A lensing cluster is a gravitationally bound collection of galaxies, hundreds or even thousands, whose mass acts as a gravitational lens to collect and reimage the light of more distant objects. These lensing clusters make excellent targets for astronomical research into the early universe because they magnify the faint radiation from more distant galaxies seen behind them, making these remote objects accessible to our telescopes. Most searches in "lensed galaxies" have so far been done at optical, near infrared or submillimeter wavelengths, and the latter have been successful at identifying luminous dusty galaxies from earlier cosmic epochs that are powered by bursts of star formation that were more common back then.
X-ray astronomers study the powerful jets and high energy particles around supermassive black holes at the nuclei of active galaxies (AGN). X-rays are also seen in galaxies dominated by star formation, but they are much dimmer than those seen from AGN and so are difficult to study when these galaxies are at cosmological distances. Even finding distant examples in lensing searches can be challenging, and when the star formation activity is modest they are not even expected to show up in infrared lensing searches. But in galactic nuclei, the same fast-moving particles that emit at X-ray wavelengths also emit at radio wavelengths. A search for lensed radio emission, therefore, is a way to study distant, faint galaxies and their black hole nuclei.
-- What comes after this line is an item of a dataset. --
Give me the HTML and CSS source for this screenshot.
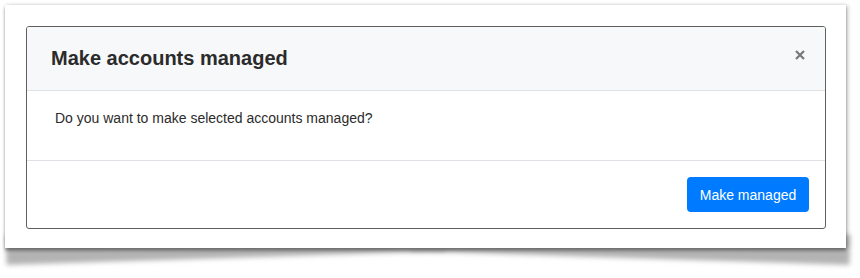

CfA astronomers Reinout van Weeren, G. Ogrean, Christine Jones, Bill Forman, Felipe Andrade-Santos, E. Bulbul, Lawrence David, Ralph Kraft, Steve Murray (deceased), Paul Nulsen, Scott Randall, and Alexey Vikhlinin and their colleagues have completed a radio survey of the large cluster known as MACS J0717.5+3745. This group of galaxies, one of the largest and most complex known with the equivalent of over ten thousand Milky Way-sized galaxies, is located about five billion light-years away.
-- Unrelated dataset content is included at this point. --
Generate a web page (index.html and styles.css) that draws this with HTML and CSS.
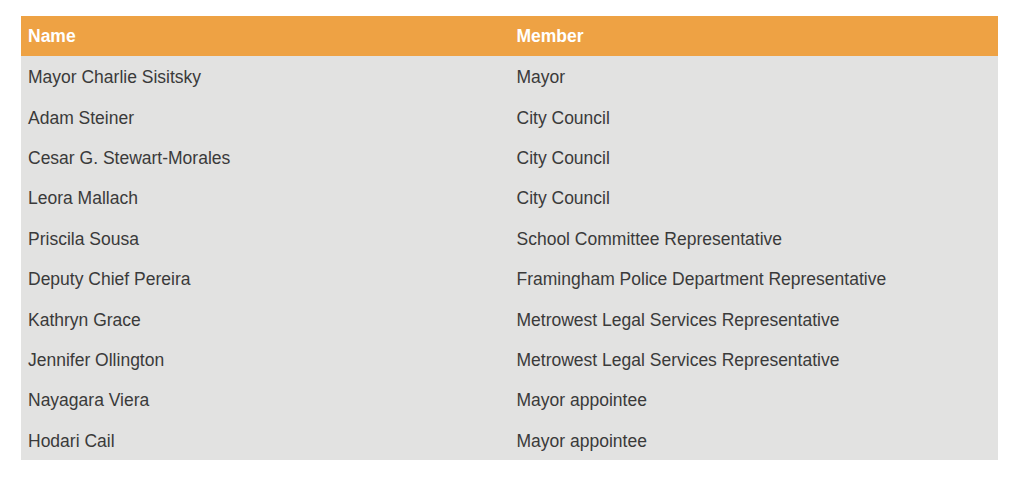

The astronomers used the Jansky Very Large Array to hunt for lensed radio sources in this cluster, and detected fifty-one compact galaxies -- seven whose light seems to be magnified by the cluster by more than factor of two and as much as a factor of nine. The scientists infer from the radio fluxes that most of these seven are forming new stars at a modest rate, ten to fifty per year, and date from an epoch about three billion years after the big bang. Two are also detected in X-rays by the Chandra X-ray Observatory, and so host AGN, each one radiating about as much light in X-rays as a billion Suns. The two AGN are interesting in themselves, but finding them both in this one region suggests that, like bright star forming galaxies, these AGN were more common back then too.
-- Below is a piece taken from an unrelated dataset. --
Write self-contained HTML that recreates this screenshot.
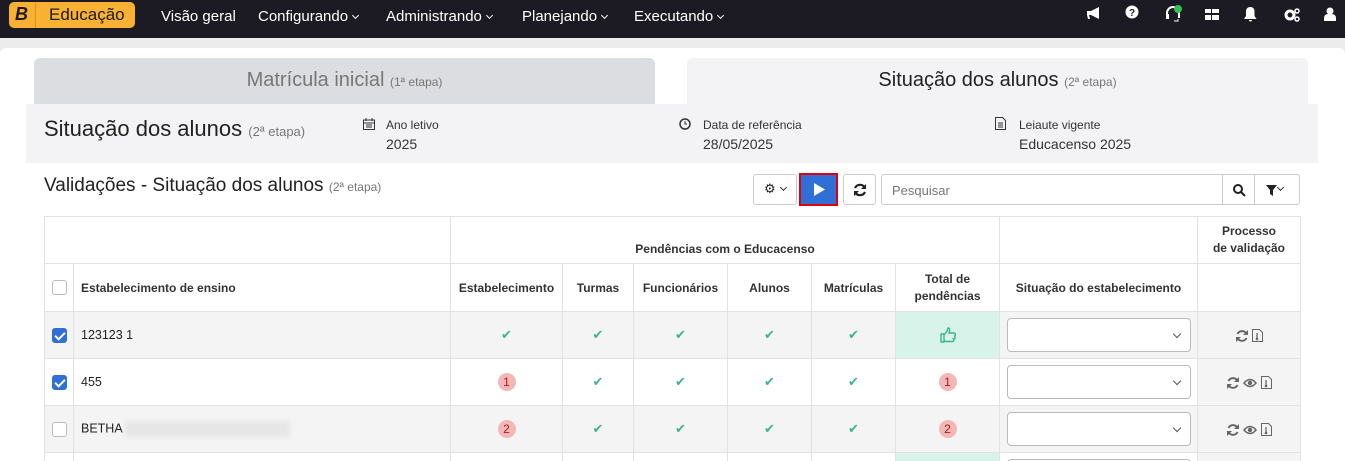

"The Discovery of Lensed Radio and X-ray Sources Behind the Frontier Fields Cluster MACSJ0717.5+3745 with the JVLA and Chandra," R. J. van Weeren, G. A. Ogrean, C. Jones, W. R. Forman, F. Andrade-Santos, A. Bonafede, M. Brüggen, E. Bulbul, T. E. Clarke, E. Churazov, L. David, W. A. Dawson, M. Donahue, A. Goulding, R. P. Kraft, B. Mason, J. Merten, T. Mroczkowski, S. S. Murray, P. E. J. Nulsen, P. Rosati, E. Roediger, S. W. Randall, J. Sayers, K. Umetsu, A. Vikhlinin, and A. Zitrin, ApJ 817, 98, 2016.